Pages as source code:
•••••

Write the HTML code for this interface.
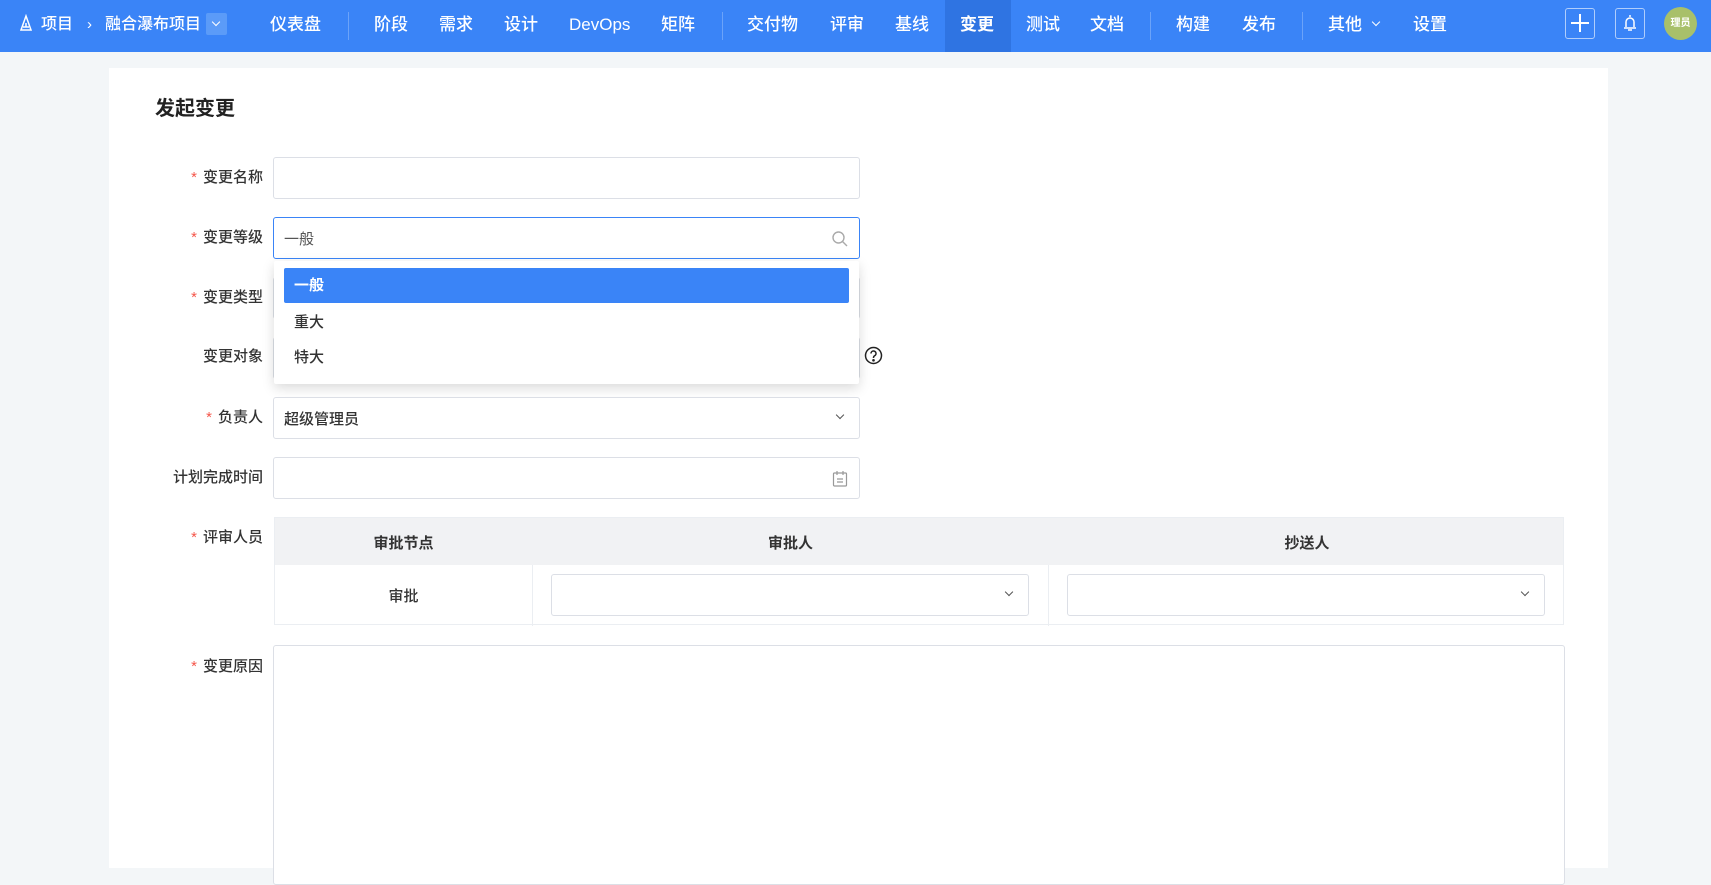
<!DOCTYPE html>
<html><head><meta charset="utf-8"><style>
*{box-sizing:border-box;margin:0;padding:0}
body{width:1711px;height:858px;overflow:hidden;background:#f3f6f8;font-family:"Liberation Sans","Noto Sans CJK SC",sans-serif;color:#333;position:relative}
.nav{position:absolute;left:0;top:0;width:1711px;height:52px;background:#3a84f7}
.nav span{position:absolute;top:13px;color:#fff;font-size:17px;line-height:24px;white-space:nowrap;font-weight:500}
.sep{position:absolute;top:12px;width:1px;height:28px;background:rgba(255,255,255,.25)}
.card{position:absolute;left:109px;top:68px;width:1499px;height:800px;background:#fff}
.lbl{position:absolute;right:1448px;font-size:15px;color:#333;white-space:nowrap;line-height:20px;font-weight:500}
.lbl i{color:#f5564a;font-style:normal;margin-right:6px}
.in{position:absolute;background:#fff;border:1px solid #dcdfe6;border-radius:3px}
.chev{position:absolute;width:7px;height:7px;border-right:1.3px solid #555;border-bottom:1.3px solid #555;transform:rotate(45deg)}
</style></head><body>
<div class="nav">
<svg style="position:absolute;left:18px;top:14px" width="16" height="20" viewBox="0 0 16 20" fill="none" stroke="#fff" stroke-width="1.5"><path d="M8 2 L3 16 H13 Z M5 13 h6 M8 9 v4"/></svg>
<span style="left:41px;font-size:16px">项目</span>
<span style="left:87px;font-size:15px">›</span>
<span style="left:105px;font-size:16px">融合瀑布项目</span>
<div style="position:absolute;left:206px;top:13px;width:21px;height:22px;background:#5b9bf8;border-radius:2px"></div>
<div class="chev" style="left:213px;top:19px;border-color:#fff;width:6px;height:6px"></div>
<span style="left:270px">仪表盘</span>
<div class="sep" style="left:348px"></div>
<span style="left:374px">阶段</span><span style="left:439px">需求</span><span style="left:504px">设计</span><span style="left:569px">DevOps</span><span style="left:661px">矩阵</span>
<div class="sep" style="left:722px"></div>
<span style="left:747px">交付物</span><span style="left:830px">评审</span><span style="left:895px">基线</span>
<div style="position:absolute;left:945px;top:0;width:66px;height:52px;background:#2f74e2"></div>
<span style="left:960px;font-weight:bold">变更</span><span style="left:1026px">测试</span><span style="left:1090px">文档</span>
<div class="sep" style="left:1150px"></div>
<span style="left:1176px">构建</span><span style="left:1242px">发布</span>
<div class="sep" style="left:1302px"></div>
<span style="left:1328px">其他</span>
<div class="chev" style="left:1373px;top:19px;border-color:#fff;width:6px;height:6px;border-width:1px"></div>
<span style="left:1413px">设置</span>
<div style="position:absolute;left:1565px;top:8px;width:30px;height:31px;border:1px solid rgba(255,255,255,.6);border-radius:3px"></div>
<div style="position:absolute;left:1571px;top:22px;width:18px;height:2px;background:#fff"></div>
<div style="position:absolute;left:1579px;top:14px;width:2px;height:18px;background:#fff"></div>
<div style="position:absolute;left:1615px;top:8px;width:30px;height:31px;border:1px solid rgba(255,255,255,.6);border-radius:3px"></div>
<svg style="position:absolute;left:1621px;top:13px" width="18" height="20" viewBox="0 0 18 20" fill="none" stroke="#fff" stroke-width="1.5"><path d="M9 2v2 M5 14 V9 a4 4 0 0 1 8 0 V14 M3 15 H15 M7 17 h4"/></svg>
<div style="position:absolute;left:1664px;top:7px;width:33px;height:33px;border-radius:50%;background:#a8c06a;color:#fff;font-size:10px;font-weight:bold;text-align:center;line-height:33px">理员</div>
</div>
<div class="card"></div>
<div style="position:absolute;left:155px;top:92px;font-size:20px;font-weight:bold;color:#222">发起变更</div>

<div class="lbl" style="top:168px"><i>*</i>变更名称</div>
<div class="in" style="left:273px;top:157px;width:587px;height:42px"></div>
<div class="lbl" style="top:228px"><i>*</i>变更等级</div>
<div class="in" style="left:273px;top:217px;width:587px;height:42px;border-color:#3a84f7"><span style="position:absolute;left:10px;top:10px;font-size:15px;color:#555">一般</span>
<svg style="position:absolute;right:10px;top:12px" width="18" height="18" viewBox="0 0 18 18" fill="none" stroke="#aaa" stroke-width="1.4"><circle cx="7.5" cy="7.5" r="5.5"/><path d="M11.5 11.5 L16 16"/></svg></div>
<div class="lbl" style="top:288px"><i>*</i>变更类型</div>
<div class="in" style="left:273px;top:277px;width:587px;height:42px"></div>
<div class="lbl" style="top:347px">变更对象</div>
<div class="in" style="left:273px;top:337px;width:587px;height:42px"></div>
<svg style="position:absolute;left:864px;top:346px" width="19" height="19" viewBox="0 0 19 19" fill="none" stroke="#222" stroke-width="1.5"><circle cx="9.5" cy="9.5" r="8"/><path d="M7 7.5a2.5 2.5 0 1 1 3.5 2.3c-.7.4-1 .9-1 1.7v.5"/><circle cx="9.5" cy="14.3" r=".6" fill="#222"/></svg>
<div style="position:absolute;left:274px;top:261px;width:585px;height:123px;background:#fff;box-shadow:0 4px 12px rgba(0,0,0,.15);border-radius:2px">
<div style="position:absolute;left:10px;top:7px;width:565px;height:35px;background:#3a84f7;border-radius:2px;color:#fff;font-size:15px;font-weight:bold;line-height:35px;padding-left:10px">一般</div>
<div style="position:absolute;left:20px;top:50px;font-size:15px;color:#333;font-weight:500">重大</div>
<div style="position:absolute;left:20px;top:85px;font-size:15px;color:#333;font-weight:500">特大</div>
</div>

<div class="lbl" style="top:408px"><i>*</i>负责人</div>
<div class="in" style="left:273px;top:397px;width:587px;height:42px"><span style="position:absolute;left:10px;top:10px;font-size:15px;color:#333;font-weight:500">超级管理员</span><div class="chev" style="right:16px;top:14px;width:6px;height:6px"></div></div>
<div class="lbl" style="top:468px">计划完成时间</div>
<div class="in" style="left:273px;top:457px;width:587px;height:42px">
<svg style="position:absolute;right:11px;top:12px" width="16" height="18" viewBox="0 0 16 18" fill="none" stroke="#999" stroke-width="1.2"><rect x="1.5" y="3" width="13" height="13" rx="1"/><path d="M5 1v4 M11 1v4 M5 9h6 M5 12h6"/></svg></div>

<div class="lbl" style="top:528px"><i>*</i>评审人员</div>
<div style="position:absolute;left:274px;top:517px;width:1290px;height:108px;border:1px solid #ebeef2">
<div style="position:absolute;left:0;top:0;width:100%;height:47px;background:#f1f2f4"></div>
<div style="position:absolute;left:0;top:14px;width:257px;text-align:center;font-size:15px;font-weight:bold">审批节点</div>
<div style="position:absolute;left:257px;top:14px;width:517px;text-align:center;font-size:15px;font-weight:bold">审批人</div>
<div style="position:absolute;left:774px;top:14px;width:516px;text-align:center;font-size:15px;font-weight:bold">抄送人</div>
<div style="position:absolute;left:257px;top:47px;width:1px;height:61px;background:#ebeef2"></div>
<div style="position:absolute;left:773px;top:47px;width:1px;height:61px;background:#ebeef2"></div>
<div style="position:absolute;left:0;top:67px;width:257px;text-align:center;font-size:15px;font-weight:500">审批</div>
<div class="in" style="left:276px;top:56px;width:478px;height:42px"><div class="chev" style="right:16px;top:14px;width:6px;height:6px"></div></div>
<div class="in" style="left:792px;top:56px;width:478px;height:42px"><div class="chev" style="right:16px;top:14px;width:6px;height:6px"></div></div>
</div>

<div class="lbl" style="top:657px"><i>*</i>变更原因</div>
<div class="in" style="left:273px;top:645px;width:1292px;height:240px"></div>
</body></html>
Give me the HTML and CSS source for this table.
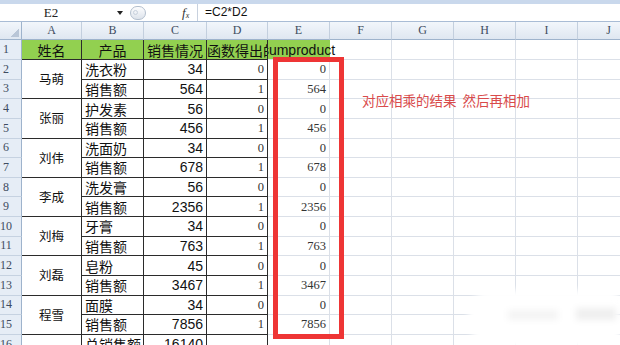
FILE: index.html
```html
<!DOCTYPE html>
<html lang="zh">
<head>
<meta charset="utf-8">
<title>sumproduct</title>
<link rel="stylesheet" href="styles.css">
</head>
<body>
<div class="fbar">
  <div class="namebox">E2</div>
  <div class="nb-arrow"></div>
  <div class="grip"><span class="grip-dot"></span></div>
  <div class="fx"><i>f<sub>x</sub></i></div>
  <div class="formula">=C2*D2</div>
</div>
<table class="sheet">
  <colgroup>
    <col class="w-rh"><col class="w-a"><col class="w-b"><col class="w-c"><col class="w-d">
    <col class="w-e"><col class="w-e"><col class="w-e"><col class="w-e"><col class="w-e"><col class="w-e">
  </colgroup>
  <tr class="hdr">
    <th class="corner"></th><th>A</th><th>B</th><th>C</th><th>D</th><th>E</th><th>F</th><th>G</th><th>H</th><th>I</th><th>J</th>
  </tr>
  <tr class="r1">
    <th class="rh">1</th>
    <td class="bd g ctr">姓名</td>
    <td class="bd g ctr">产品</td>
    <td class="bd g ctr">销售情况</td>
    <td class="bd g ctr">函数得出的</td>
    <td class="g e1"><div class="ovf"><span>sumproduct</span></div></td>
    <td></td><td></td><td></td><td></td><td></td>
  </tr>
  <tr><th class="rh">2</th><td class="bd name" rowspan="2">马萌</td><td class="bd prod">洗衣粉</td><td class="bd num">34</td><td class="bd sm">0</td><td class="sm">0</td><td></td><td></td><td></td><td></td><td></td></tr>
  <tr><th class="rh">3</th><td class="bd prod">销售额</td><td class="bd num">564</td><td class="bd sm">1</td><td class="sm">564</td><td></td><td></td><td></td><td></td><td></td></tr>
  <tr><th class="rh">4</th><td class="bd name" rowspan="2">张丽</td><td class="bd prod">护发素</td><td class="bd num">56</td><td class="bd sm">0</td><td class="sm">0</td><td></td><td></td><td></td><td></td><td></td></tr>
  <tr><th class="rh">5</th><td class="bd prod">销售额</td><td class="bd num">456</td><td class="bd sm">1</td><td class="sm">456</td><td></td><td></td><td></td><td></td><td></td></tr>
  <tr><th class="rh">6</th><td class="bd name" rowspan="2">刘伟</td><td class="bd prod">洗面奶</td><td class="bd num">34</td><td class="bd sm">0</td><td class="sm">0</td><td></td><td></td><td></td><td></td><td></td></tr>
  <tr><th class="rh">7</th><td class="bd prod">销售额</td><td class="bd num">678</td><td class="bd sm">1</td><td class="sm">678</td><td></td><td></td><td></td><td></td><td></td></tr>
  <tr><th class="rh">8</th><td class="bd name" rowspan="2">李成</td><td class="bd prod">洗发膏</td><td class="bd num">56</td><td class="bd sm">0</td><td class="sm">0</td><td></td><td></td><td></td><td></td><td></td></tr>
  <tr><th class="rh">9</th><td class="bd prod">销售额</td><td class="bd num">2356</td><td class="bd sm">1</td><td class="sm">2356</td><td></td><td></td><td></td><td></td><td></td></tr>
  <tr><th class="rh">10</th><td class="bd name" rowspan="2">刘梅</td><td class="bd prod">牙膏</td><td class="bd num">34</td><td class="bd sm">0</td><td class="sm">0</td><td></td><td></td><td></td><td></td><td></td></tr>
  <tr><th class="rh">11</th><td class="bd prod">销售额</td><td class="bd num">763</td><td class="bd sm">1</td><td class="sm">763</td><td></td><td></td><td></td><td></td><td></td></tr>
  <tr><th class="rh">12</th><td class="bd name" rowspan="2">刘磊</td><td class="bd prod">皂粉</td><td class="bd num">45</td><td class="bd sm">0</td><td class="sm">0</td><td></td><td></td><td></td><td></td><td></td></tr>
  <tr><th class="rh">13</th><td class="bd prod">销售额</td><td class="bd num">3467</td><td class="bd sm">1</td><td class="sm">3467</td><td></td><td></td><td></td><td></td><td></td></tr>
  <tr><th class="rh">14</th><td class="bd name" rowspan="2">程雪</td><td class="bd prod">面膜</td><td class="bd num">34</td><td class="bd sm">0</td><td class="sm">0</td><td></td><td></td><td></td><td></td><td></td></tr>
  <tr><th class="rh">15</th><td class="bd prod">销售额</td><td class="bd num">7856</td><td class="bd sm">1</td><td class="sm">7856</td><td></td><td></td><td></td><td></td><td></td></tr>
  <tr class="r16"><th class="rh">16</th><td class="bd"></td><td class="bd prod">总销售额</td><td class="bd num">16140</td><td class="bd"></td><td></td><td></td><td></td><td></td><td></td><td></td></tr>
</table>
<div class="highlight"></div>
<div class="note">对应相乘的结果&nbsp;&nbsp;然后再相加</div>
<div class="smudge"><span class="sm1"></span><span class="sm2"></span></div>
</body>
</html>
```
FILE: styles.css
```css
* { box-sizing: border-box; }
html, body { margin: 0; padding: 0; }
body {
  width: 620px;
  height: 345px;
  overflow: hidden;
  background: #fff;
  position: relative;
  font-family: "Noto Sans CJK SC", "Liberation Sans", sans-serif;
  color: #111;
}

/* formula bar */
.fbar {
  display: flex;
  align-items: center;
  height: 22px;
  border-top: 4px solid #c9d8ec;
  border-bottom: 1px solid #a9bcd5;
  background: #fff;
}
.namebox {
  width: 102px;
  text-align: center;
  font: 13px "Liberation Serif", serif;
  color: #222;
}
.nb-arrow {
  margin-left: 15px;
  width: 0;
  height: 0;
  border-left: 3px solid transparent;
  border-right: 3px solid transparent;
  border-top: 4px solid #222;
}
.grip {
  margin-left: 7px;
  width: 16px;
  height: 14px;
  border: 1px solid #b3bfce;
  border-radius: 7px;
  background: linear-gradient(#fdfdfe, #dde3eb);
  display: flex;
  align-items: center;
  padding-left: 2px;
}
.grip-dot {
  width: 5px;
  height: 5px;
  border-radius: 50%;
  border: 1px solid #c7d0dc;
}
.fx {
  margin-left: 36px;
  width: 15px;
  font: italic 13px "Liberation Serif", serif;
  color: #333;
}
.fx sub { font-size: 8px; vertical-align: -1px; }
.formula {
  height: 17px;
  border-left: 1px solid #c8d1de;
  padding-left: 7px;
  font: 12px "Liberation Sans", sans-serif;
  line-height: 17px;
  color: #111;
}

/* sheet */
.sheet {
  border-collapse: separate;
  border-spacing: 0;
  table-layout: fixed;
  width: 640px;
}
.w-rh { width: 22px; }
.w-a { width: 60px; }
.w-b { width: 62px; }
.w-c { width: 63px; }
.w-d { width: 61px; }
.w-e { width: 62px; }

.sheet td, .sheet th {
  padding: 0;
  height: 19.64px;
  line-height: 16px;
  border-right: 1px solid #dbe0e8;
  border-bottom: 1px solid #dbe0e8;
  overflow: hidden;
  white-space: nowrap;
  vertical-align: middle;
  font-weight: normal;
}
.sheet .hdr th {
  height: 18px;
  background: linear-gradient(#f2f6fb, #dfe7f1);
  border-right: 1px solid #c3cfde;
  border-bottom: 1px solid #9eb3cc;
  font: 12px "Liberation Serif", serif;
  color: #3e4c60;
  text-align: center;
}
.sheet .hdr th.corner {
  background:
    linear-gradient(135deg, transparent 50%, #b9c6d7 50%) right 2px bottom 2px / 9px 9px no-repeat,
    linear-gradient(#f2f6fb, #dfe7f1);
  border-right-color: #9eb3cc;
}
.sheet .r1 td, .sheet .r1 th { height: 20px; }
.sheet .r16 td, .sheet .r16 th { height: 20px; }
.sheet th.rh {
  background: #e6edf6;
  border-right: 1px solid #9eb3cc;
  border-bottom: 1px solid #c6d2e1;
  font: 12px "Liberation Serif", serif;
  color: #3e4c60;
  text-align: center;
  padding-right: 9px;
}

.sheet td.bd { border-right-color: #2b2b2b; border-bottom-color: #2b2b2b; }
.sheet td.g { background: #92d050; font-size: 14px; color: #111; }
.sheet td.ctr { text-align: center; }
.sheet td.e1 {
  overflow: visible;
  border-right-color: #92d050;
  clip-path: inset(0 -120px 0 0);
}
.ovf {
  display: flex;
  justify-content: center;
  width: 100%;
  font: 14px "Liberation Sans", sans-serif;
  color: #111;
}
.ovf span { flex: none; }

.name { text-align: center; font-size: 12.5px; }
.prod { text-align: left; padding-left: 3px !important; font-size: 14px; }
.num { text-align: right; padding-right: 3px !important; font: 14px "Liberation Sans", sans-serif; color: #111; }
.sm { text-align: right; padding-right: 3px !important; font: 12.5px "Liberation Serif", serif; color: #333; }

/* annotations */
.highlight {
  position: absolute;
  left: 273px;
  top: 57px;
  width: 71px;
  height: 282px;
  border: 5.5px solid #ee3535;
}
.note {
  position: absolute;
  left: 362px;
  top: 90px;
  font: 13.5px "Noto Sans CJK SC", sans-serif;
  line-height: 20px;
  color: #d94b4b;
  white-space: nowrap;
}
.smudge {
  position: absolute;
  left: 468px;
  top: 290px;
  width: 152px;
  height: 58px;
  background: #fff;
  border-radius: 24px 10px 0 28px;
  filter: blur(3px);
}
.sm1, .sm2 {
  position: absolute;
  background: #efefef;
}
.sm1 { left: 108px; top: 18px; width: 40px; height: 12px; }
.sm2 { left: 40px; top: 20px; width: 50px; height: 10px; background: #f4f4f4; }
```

•••••

PROBLEM STATEMENT: In the records above, find each line that holds the word "this"; copy all such lines.

FINISHED TASK:
Write the HTML code for this interface.
Give me the HTML and CSS source for this table.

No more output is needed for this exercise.